What you need to do:
Extract, in full, the lines below, beginning at the first and ending with the line that contains "import React from 'react';". Pictures do not belong in the copy.

********************

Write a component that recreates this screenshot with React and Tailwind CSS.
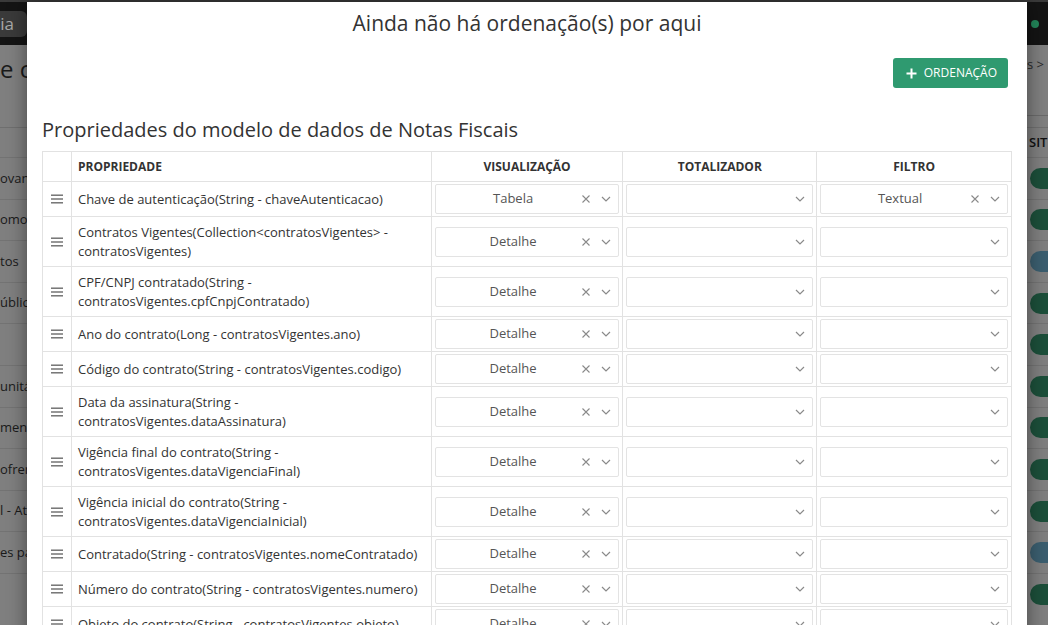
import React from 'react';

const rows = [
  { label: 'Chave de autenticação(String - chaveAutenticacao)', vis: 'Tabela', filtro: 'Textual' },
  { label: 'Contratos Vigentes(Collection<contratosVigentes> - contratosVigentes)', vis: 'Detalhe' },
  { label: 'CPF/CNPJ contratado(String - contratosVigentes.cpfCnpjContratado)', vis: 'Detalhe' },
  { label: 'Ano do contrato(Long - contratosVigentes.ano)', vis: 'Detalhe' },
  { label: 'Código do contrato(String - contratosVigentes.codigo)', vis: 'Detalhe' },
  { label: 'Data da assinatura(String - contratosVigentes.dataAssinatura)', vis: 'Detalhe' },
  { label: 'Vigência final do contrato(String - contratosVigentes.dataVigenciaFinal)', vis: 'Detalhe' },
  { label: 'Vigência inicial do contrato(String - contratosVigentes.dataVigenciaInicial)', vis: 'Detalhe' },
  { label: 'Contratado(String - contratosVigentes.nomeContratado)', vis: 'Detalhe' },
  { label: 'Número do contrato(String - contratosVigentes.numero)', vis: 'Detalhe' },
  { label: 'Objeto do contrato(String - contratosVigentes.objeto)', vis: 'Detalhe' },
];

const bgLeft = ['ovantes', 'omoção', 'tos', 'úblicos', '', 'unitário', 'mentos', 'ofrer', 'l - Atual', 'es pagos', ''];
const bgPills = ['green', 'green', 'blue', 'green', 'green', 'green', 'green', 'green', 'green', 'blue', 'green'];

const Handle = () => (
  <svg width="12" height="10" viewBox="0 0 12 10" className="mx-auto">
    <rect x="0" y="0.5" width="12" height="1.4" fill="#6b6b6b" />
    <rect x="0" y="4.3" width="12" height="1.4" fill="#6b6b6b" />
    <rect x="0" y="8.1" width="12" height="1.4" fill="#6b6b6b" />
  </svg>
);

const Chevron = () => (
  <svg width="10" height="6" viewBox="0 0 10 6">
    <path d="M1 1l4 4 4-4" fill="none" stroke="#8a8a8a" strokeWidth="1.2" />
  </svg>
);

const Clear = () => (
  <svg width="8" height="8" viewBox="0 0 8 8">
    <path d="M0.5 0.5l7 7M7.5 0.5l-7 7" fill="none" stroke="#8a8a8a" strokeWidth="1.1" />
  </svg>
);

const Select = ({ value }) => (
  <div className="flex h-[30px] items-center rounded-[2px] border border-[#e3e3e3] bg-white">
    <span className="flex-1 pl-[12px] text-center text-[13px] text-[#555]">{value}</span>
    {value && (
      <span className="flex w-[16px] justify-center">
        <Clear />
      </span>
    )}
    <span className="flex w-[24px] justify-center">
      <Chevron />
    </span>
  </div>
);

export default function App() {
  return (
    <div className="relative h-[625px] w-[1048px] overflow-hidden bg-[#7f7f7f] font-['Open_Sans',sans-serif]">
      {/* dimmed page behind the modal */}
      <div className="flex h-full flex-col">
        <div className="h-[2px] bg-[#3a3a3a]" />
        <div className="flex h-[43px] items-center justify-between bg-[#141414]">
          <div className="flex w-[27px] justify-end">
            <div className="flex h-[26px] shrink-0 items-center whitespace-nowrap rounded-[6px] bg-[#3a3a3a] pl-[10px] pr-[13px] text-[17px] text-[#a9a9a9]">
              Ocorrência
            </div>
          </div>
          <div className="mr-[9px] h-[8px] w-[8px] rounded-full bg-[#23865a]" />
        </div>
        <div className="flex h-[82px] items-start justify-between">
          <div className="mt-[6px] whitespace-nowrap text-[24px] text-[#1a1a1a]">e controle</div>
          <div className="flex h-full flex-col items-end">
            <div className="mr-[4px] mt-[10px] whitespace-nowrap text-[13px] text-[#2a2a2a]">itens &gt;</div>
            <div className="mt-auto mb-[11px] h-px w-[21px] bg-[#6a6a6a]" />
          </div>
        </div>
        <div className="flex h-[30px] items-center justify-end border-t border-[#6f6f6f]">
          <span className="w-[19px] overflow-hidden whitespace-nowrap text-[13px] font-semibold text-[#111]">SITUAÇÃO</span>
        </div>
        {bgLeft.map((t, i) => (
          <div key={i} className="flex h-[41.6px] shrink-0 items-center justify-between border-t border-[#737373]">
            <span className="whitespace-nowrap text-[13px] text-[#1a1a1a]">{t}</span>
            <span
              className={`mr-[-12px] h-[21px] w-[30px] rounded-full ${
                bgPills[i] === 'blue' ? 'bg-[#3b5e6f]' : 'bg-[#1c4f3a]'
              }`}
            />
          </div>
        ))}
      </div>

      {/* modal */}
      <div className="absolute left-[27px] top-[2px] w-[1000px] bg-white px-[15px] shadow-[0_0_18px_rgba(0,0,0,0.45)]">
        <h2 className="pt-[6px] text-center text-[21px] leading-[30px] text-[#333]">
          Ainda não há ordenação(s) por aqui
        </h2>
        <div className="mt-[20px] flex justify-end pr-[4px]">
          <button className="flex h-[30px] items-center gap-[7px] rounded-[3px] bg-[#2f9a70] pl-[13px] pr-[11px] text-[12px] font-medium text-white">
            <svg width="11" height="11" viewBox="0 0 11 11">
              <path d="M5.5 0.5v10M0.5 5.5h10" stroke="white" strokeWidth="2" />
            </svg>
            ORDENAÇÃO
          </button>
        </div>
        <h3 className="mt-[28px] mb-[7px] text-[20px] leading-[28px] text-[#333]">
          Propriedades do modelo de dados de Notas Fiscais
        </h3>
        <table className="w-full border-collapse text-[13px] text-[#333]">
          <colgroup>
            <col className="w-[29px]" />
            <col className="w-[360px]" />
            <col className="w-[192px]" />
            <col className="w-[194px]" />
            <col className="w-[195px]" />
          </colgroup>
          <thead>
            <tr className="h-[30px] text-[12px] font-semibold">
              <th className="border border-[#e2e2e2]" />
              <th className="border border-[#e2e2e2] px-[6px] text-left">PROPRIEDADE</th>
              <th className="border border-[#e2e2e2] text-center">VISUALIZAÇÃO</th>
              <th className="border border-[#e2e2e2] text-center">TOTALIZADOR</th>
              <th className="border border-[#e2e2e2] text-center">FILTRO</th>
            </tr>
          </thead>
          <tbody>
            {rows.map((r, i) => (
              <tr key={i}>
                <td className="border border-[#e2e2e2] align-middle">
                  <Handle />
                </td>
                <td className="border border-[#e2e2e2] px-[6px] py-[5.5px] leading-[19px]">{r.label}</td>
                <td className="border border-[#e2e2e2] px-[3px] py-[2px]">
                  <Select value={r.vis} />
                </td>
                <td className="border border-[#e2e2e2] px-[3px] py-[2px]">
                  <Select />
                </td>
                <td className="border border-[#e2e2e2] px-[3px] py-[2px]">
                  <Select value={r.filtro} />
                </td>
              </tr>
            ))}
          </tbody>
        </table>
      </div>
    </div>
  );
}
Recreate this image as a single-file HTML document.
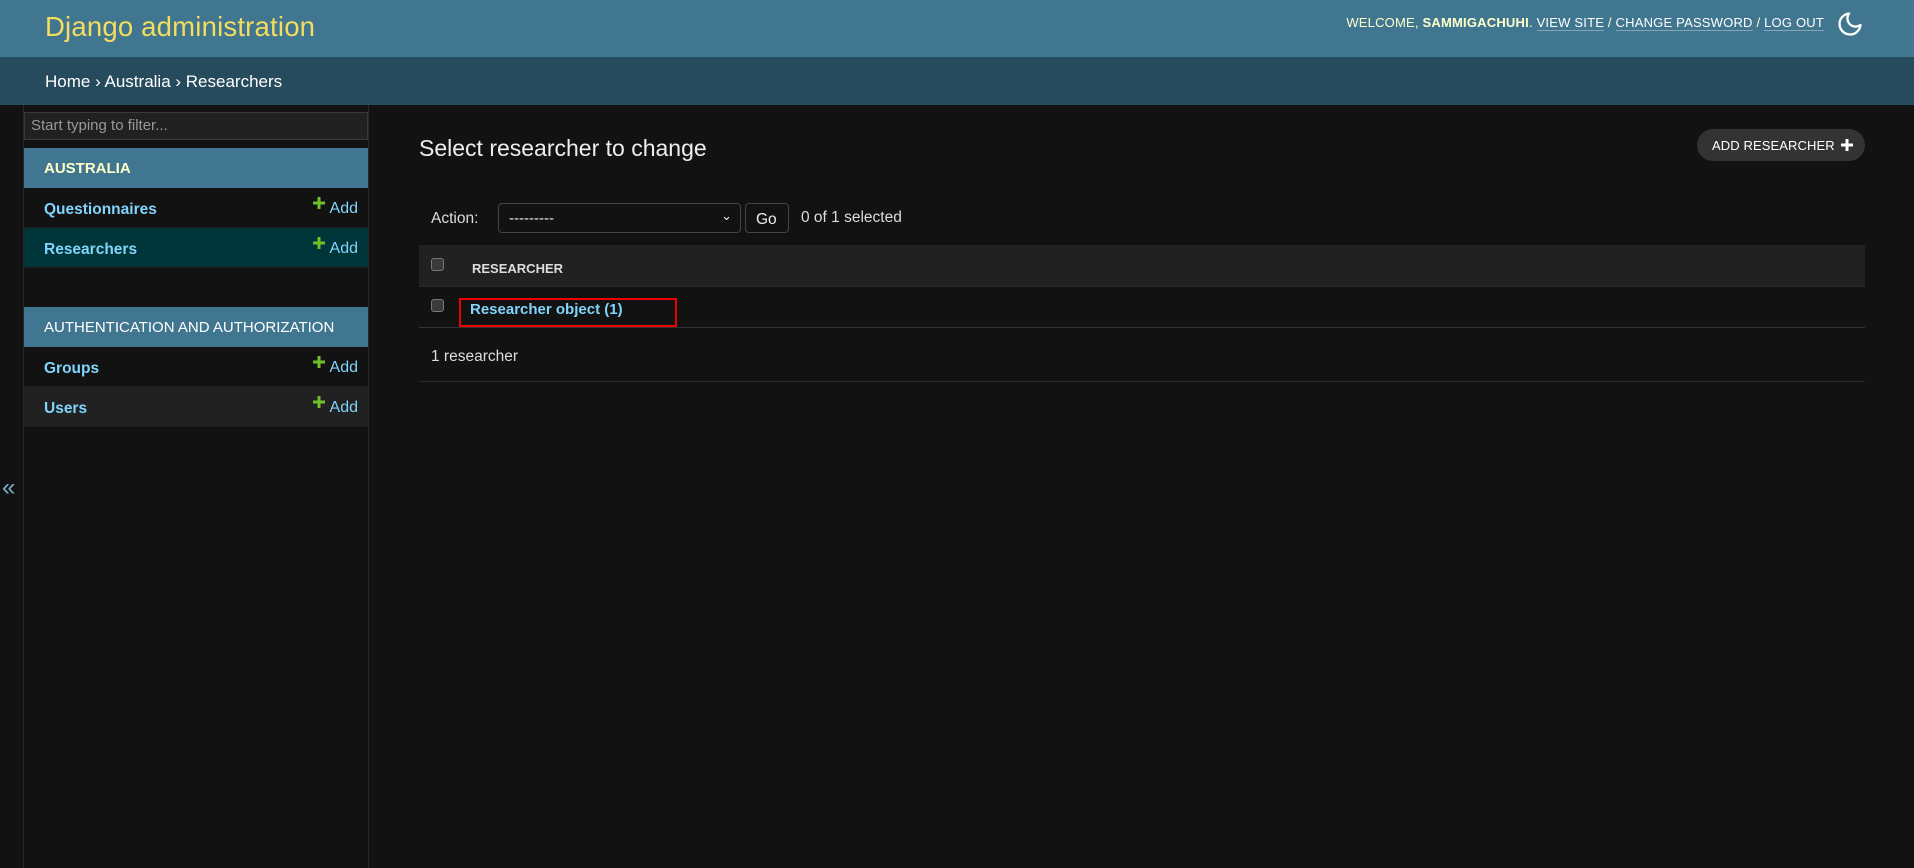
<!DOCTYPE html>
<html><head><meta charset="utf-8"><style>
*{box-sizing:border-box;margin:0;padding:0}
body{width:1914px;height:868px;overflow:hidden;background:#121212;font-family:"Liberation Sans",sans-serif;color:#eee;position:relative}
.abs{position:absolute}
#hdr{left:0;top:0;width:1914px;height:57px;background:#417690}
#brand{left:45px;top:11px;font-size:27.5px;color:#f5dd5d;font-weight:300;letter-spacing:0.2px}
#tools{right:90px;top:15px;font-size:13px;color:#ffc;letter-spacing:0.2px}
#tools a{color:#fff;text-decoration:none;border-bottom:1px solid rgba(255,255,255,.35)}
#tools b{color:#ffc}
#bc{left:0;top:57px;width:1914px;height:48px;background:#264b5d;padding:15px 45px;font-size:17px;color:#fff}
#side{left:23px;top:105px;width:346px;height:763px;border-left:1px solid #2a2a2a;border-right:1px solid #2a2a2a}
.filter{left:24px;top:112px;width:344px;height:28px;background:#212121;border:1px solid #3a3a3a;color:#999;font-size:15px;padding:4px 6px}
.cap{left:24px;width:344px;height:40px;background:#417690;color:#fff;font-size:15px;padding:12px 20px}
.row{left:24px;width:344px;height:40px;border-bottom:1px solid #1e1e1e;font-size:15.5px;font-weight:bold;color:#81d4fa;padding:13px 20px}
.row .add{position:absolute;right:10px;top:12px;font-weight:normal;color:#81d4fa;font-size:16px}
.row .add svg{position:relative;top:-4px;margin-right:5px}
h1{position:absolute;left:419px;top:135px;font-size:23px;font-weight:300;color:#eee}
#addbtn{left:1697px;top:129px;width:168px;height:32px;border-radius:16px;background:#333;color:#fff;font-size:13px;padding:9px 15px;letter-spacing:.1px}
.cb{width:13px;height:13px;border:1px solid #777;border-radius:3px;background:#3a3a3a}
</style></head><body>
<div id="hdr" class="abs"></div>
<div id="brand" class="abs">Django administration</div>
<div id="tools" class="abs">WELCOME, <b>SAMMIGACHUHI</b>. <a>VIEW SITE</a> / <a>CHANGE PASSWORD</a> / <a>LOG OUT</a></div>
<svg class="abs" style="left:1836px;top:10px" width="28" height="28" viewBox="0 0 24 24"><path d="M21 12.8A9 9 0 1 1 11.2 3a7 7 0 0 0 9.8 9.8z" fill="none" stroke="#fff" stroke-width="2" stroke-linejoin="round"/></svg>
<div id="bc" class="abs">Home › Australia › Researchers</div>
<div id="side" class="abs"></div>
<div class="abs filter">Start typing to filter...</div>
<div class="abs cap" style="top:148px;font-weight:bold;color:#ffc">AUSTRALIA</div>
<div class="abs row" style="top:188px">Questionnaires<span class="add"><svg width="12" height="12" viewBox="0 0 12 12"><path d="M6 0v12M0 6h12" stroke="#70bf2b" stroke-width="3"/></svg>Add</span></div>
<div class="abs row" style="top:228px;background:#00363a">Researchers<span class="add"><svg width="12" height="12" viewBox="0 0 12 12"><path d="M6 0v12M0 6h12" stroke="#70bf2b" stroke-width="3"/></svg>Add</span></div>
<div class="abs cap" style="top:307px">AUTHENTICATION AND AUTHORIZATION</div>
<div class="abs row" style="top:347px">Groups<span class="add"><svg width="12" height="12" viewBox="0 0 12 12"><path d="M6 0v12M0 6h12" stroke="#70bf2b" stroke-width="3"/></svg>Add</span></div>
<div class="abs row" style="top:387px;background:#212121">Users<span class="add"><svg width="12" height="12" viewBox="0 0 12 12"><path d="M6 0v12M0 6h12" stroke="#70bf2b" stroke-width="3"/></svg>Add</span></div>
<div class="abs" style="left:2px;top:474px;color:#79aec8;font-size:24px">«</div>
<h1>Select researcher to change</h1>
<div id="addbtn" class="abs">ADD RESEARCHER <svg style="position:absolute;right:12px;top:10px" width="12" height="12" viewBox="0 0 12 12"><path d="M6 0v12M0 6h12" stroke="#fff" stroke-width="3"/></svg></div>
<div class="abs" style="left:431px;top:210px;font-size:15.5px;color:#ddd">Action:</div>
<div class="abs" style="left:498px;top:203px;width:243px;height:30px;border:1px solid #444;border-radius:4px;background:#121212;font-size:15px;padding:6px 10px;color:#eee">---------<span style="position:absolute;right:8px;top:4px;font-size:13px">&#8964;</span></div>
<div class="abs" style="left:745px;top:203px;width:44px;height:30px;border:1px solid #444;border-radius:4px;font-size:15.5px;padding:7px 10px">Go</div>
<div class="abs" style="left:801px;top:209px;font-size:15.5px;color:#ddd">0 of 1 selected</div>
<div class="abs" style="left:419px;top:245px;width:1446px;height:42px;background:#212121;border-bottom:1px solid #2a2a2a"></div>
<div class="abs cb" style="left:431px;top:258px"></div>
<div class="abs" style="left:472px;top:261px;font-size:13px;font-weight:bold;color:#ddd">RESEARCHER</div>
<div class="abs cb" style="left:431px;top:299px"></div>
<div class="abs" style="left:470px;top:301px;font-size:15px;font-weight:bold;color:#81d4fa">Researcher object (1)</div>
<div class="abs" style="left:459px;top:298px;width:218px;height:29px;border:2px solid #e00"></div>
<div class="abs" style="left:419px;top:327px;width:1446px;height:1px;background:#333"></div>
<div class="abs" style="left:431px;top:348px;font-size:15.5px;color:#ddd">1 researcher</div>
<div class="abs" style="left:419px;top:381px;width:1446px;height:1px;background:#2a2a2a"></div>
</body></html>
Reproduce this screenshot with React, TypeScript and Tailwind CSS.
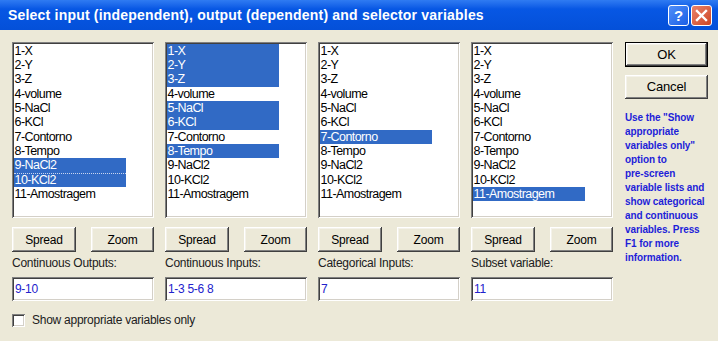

********************

Response below:
Write a component that recreates this screenshot with React and Tailwind CSS.
import React from 'react';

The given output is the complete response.